[What you have to do]: Check every line of the data below for the string "with", and copy the ones that hold it.

[Excerpted records]:
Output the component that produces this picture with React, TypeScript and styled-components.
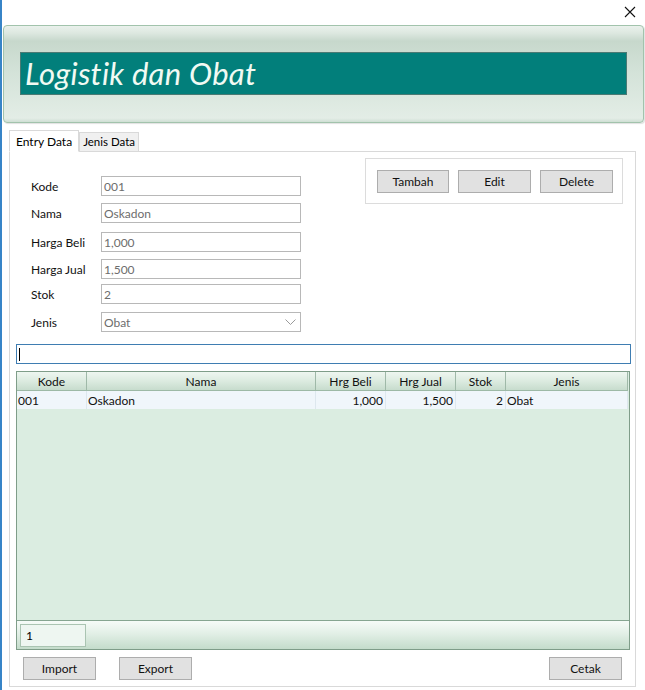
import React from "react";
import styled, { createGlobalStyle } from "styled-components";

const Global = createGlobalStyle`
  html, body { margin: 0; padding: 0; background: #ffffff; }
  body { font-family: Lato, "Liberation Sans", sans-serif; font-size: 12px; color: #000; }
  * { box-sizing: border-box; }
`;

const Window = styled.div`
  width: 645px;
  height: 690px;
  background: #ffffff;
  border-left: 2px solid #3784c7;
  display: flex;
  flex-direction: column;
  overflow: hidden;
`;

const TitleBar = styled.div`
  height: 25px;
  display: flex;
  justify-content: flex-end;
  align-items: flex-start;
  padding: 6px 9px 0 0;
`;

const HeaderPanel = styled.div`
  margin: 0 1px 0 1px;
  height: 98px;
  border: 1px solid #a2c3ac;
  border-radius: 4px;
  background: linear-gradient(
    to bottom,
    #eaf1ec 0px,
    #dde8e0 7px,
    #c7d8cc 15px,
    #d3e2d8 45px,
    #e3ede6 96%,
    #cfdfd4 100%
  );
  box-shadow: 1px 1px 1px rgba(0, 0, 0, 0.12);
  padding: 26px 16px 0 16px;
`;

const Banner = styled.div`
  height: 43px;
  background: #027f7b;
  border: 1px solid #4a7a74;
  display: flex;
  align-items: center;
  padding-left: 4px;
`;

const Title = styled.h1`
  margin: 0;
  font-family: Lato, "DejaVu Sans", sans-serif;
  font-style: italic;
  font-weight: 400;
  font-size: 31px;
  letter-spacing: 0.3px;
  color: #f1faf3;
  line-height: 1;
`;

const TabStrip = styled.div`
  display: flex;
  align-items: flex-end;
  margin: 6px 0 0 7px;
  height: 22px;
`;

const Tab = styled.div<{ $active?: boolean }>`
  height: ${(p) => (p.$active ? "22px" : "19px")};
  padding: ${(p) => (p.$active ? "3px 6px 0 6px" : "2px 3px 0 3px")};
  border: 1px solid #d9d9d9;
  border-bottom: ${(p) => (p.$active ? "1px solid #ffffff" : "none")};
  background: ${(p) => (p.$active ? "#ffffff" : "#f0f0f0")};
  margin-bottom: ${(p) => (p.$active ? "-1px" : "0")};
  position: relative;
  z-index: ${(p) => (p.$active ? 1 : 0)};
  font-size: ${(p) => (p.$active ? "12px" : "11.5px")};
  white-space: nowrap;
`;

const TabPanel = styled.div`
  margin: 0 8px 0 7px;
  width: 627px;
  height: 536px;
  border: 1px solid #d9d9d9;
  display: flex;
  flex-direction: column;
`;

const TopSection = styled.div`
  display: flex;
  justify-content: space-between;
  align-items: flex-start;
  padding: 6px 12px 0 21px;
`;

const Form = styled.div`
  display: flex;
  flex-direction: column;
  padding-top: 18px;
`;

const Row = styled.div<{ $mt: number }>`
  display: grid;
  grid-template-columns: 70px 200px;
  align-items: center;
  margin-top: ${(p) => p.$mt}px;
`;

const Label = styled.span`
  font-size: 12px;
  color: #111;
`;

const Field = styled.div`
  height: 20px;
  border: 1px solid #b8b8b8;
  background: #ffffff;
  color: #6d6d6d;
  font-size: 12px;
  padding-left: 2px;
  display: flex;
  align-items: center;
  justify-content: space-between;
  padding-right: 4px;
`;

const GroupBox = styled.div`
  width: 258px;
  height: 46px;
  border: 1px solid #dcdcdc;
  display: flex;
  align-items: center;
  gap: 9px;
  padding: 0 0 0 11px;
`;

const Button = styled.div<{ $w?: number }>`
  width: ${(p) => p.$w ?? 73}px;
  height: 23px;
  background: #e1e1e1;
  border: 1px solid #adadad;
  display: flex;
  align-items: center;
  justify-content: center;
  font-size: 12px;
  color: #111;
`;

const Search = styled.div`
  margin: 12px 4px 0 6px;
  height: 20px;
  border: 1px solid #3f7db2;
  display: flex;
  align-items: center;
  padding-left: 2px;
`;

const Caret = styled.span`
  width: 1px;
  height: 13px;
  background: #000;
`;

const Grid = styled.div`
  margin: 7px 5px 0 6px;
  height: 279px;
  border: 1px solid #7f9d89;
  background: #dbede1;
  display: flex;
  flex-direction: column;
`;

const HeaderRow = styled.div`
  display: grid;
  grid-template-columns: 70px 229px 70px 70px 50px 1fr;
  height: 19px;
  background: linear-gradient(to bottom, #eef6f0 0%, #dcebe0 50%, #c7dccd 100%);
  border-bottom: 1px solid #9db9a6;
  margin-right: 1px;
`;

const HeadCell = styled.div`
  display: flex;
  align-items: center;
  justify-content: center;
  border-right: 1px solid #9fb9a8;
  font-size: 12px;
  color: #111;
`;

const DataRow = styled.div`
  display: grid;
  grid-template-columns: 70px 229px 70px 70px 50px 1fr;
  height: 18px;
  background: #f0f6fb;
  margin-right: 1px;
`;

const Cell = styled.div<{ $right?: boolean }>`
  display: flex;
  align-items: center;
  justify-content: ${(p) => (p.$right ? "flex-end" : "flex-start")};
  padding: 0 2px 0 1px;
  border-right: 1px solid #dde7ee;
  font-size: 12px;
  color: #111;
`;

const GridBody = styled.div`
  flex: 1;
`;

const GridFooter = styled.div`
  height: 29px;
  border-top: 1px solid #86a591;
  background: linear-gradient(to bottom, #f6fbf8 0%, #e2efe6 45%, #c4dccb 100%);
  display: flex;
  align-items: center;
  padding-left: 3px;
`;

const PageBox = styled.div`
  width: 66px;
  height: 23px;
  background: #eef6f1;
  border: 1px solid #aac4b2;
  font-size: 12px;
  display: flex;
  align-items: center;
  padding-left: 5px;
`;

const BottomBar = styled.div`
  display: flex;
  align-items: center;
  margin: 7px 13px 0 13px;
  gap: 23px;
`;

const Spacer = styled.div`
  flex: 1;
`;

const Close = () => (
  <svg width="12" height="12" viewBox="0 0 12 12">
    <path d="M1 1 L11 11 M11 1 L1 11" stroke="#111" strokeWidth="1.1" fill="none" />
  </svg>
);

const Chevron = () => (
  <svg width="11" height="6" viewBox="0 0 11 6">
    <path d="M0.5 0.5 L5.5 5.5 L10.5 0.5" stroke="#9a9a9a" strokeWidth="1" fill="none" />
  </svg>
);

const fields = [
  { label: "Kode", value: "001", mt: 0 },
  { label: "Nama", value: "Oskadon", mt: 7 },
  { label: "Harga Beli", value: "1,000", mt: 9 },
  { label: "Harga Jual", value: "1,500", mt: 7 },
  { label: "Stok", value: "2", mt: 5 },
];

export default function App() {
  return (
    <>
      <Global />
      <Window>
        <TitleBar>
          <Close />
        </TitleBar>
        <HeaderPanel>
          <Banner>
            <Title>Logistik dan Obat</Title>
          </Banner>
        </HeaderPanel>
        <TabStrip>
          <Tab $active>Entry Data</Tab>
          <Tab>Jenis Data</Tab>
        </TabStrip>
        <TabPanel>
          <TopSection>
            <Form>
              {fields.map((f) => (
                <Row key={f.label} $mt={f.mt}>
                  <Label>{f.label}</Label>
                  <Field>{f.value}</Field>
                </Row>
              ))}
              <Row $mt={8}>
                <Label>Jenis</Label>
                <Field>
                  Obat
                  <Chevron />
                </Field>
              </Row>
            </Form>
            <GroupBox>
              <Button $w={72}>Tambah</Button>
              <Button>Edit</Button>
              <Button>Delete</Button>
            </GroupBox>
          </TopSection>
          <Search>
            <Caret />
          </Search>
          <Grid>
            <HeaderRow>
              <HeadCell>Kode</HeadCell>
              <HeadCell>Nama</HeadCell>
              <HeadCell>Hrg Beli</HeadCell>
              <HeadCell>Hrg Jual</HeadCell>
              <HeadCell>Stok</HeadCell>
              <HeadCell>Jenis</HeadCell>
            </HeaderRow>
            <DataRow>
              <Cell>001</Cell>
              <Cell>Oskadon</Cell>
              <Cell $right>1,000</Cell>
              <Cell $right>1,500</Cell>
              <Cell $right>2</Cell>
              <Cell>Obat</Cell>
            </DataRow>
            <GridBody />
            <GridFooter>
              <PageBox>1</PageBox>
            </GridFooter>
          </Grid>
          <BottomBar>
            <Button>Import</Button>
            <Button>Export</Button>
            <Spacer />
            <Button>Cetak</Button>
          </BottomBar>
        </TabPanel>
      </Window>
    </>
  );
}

---

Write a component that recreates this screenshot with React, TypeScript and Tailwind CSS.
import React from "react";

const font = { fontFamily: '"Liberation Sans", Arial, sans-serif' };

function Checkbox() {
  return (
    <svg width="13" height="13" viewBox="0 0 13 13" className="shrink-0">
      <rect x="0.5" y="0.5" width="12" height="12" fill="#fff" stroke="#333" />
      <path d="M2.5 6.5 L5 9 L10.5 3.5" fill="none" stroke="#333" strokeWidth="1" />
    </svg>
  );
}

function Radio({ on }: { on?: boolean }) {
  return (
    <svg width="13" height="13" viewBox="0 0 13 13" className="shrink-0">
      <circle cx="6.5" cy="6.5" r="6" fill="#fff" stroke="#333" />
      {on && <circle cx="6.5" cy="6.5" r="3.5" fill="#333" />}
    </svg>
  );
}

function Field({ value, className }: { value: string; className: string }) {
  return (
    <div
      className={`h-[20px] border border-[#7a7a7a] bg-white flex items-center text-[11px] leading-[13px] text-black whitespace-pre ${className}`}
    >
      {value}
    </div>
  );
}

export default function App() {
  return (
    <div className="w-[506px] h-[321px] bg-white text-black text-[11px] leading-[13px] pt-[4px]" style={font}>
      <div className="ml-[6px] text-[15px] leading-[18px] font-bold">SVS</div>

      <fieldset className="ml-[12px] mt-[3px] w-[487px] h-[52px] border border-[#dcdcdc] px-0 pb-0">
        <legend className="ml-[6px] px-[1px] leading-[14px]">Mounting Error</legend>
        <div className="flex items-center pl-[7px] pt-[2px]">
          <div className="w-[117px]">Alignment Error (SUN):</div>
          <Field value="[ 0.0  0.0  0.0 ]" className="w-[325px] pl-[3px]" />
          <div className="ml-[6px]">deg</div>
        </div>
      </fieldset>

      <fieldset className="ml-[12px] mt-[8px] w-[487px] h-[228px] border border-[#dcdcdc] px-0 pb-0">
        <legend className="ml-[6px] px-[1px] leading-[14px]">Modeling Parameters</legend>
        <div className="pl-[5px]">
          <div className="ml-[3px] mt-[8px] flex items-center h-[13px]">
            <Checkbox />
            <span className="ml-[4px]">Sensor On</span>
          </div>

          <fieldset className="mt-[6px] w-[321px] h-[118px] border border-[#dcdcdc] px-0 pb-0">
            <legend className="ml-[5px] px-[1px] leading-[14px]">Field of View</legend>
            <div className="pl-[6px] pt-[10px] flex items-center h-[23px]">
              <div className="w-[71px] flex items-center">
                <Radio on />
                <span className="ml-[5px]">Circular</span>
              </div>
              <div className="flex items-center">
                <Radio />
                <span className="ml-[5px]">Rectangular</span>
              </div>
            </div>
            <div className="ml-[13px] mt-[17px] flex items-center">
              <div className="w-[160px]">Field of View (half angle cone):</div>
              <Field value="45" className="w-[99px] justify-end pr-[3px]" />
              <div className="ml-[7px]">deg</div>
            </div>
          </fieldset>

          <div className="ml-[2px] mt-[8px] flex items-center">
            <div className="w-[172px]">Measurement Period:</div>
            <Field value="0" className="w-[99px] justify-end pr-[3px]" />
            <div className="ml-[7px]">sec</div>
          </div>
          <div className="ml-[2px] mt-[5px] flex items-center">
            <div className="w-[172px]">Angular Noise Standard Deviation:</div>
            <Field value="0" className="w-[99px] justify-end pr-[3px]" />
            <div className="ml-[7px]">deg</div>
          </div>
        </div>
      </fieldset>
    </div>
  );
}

[Exercise answer]:
Output the component that produces this picture with React, TypeScript and styled-components.
Write a component that recreates this screenshot with React, TypeScript and Tailwind CSS.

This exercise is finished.